Said Wyatt: "It's multiple things -- it's poverty -- and probably, mostly drug abuse."

Haslip said. "All the burglaries, the thefts, the domestics even -- they are stemming from methamphetamine."

Republican Johnny Christian is the third candidate to join the race. He's a U.S. Marine Corps veteran and a Bryan County native. He has 29 years of law enforcement experience with the Durant Police Department, Oklahoma Highway Patrol and time as a special deputy U.S. Marshal with OHP.

Christian said he would work closely with District Attorney Emily Redman. "She and I go a long ways back," Redman said. "And we will work very closely together to create a task force if we could to fight the war with meth."
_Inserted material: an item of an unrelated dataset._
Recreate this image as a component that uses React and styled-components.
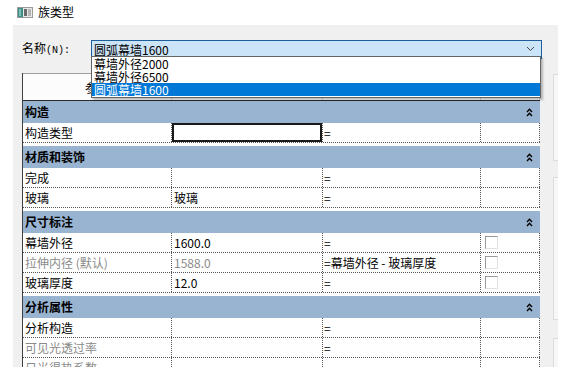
import styled, { createGlobalStyle } from 'styled-components';

const GlobalStyle = createGlobalStyle`
html, body {
  margin: 0;
  padding: 0;
  background: #ffffff;
}
body {
  font-family: 'Noto Sans CJK SC', 'Noto Sans', sans-serif;
  font-size: 12px;
  color: #000;
}
`;

const TitleBar = styled.div`
height: 25px;
display: flex;
align-items: center;
padding-left: 17px;
gap: 5px;
`;
const TitleText = styled.span`
font-size: 12px;
line-height: 14px;
margin-top: -2px;
`;
const DialogBody = styled.div`
margin-left: 13px;
width: 545px;
height: 342px;
background: #f0f0f0;
overflow: hidden;
display: flex;
flex-direction: column;
`;
const NameRow = styled.div`
position: relative;
display: flex;
align-items: center;
margin: 13px 0 0 9px;
`;
const NameLabel = styled.div`
width: 69px;
font-size: 12px;
line-height: 19px;
`;
const MonoPart = styled.span`
font-family: 'Liberation Mono', monospace;
font-size: 10px;
`;
const Combo = styled.div`
box-sizing: border-box;
width: 451px;
height: 19px;
border: 1px solid #1d5e9c;
background: #cce4f7;
display: flex;
align-items: center;
justify-content: space-between;
padding: 0 6px 0 2px;
line-height: 17px;
`;
const DropList = styled.div`
position: absolute;
z-index: 5;
left: 69px;
top: 18px;
width: 450px;
box-sizing: border-box;
border: 1px solid #646464;
background: #fff;
box-shadow: 2px 2px 2px rgba(0, 0, 0, 0.25);
padding-bottom: 1px;
`;
const DropItem = styled.div`
height: 13px;
line-height: 13px;
padding-left: 2px;
font-size: 12px;
background: ${({ $selected }) => ($selected ? '#0078d7' : 'transparent')};
color: ${({ $selected }) => ($selected ? '#fff' : '#000')};
white-space: nowrap;
`;
const ContentRow = styled.div`
display: flex;
margin-top: 13px;
flex: 1;
`;
const Grid = styled.div`
margin-left: 9px;
width: 518px;
box-sizing: border-box;
border-left: 1px solid #404040;
background: #fff;
flex-shrink: 0;
`;
const HeaderRow = styled.div`
display: grid;
grid-template-columns: 149px 151px 158px 59px;
height: 28px;
box-sizing: border-box;
border-top: 1px solid #a0a0a0;
border-bottom: 1px solid #2a2a2a;
background: #fcfcfc;
`;
const HeaderCell = styled.div`
display: flex;
align-items: center;
justify-content: center;
border-right: 1px solid #d5d5d5;
`;
const GroupRow = styled.div`
height: 22px;
margin-top: ${({ $first }) => ($first ? '0' : '3px')};
background: #99b4d1;
display: flex;
align-items: center;
justify-content: space-between;
padding: 0 7px 0 2px;
font-weight: 700;
line-height: 22px;
`;
const DataRow = styled.div`
display: grid;
grid-template-columns: 149px 151px 158px 59px;
height: 20px;
box-sizing: border-box;
border-bottom: 1px dotted #555;
`;
const Cell = styled.div`
box-sizing: border-box;
border-right: 1px dotted #555;
padding-left: ${({ $formula }) => ($formula ? '1px' : '2px')};
line-height: 19px;
white-space: nowrap;
overflow: hidden;
color: ${({ $muted }) => ($muted ? '#8a8a8a' : '#000')};
box-shadow: ${({ $active }) => ($active ? 'inset 0 0 0 2px #1a1a1a' : 'none')};
display: flex;
align-items: center;
`;
const CheckBox = styled.span`
display: inline-block;
width: 13px;
height: 13px;
box-sizing: border-box;
margin-left: 2px;
border-top: 1px solid #9a9a9a;
border-left: 1px solid #9a9a9a;
border-right: 1px solid #e2e2e2;
border-bottom: 1px solid #e2e2e2;
background: #fff;
`;
const SideStrip = styled.div`
flex: 1;
padding: 1px 0 0 13px;
display: flex;
flex-direction: column;
`;
const SideBox = styled.div`
height: ${({ $h }) => $h}px;
margin-top: ${({ $m }) => $m}px;
width: 30px;
box-sizing: border-box;
border: 1px solid #dcdcdc;
background: #f7f7f7;
`;

function FamilyIcon() {
  return (
    <svg width="16" height="11" viewBox="0 0 16 11">
      <rect x="0.5" y="0.5" width="15" height="10" fill="#e8e8e8" stroke="#9a9a9a" />
      <rect x="1" y="1" width="5" height="9" fill="#3f8f86" />
      <rect x="2" y="2" width="2" height="7" fill="#7cc0b6" />
      <rect x="7" y="2" width="3" height="7" fill="#6a6a6a" />
      <rect x="11" y="2" width="3" height="7" fill="#b5b5b5" />
    </svg>
  );
}

function Chevron() {
  return (
    <svg width="9" height="6" viewBox="0 0 9 6">
      <path d="M1 1 L4.5 4.5 L8 1" fill="none" stroke="#4a4a4a" strokeWidth="1" />
    </svg>
  );
}

function Collapse() {
  return (
    <svg width="7" height="9" viewBox="0 0 7 9">
      <path d="M1 4 L3.5 1.3 L6 4 M1 8 L3.5 5.3 L6 8" fill="none" stroke="#000" strokeWidth="1.4" />
    </svg>
  );
}

const groups = [
  {
    name: '构造',
    rows: [{ label: '构造类型', value: '', formula: '=', active: true }],
  },
  {
    name: '材质和装饰',
    rows: [
      { label: '完成', value: '', formula: '=' },
      { label: '玻璃', value: '玻璃', formula: '=' },
    ],
  },
  {
    name: '尺寸标注',
    rows: [
      { label: '幕墙外径', value: '1600.0', formula: '=', check: true },
      { label: '拉伸内径 (默认)', value: '1588.0', formula: '=幕墙外径 - 玻璃厚度', check: true, muted: true },
      { label: '玻璃厚度', value: '12.0', formula: '=', check: true },
    ],
  },
  {
    name: '分析属性',
    rows: [
      { label: '分析构造', value: '', formula: '=' },
      { label: '可见光透过率', value: '', formula: '=', muted: true },
      { label: '日光得热系数', value: '', formula: '=', muted: true },
    ],
  },
];

export default function App() {
  return (
    <>
      <GlobalStyle />
      <TitleBar>
        <FamilyIcon />
        <TitleText>族类型</TitleText>
      </TitleBar>
      <DialogBody>
        <NameRow>
          <NameLabel>
            名称<MonoPart>(N):</MonoPart>
          </NameLabel>
          <Combo>
            <span>圆弧幕墙1600</span>
            <Chevron />
          </Combo>
          <DropList>
            <DropItem>幕墙外径2000</DropItem>
            <DropItem>幕墙外径6500</DropItem>
            <DropItem $selected>圆弧幕墙1600</DropItem>
          </DropList>
        </NameRow>
        <ContentRow>
          <Grid>
            <HeaderRow>
              <HeaderCell>参数</HeaderCell>
              <HeaderCell>值</HeaderCell>
              <HeaderCell>公式</HeaderCell>
              <HeaderCell>锁定</HeaderCell>
            </HeaderRow>
            {groups.map((g, gi) => (
              <div key={g.name}>
                <GroupRow $first={gi === 0}>
                  <span>{g.name}</span>
                  <Collapse />
                </GroupRow>
                {g.rows.map((r) => (
                  <DataRow key={r.label}>
                    <Cell $muted={r.muted}>{r.label}</Cell>
                    <Cell $muted={r.muted} $active={r.active}>{r.value}</Cell>
                    <Cell $formula>{r.formula}</Cell>
                    <Cell>{r.check && <CheckBox />}</Cell>
                  </DataRow>
                ))}
              </div>
            ))}
          </Grid>
          <SideStrip>
            <SideBox $h={87} $m={0} />
            <SideBox $h={143} $m={16} />
            <SideBox $h={60} $m={18} />
          </SideStrip>
        </ContentRow>
      </DialogBody>
    </>
  );
}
Republican John Wyatt is a Navy veteran who has lived in Bryan County since 1977. He's an entrepreneur, and has been a reserve officer with the Durant Police Department for 21 years.

Wyatt said he would like to see inmates put to work. "I'm going to place deputies in areas that are concentrating on individual areas 24/7 and that plan is going to work," Wyatt said. "We're going to have the community involvement, law enforcement involvement."

Democrat John Haislip is also a Navy veteran, and a Bryan County native.

He has 14 years of law enforcement experience in Canada, and Haislip currently serves as a narcotics investigator with the Bryan County Sheriff's Office.

He says the Sheriff's Office is hiring more deputies thanks to a recent grant.

"I can promise this," Haislip said. " I'm going to be out every single day working with these new guys that we hire to get them up to speed and let them know who the people are that are using and not using in the county."

The candidates gave first-hand accounts of people whose lives have been destroyed by methamphetamine.

Christian told of a man who said once he used it, it made him feel 18 again. "So it got him so addicted that he could not get away from it," Christian said.

Wyatt talked about methamphetamine users' appearance."They get thin, they get dirty, they lose their teeth, their hair," he said.

Haislip said methamphetamine use had a human cost that translated into an economic cost for the Bryan County. "The parents are on meth and they don't want to take care of their kids," he said. "So we wind up having to get with CPS and take the kids from them."

Primaries are June 28. The general election is Nov. 8.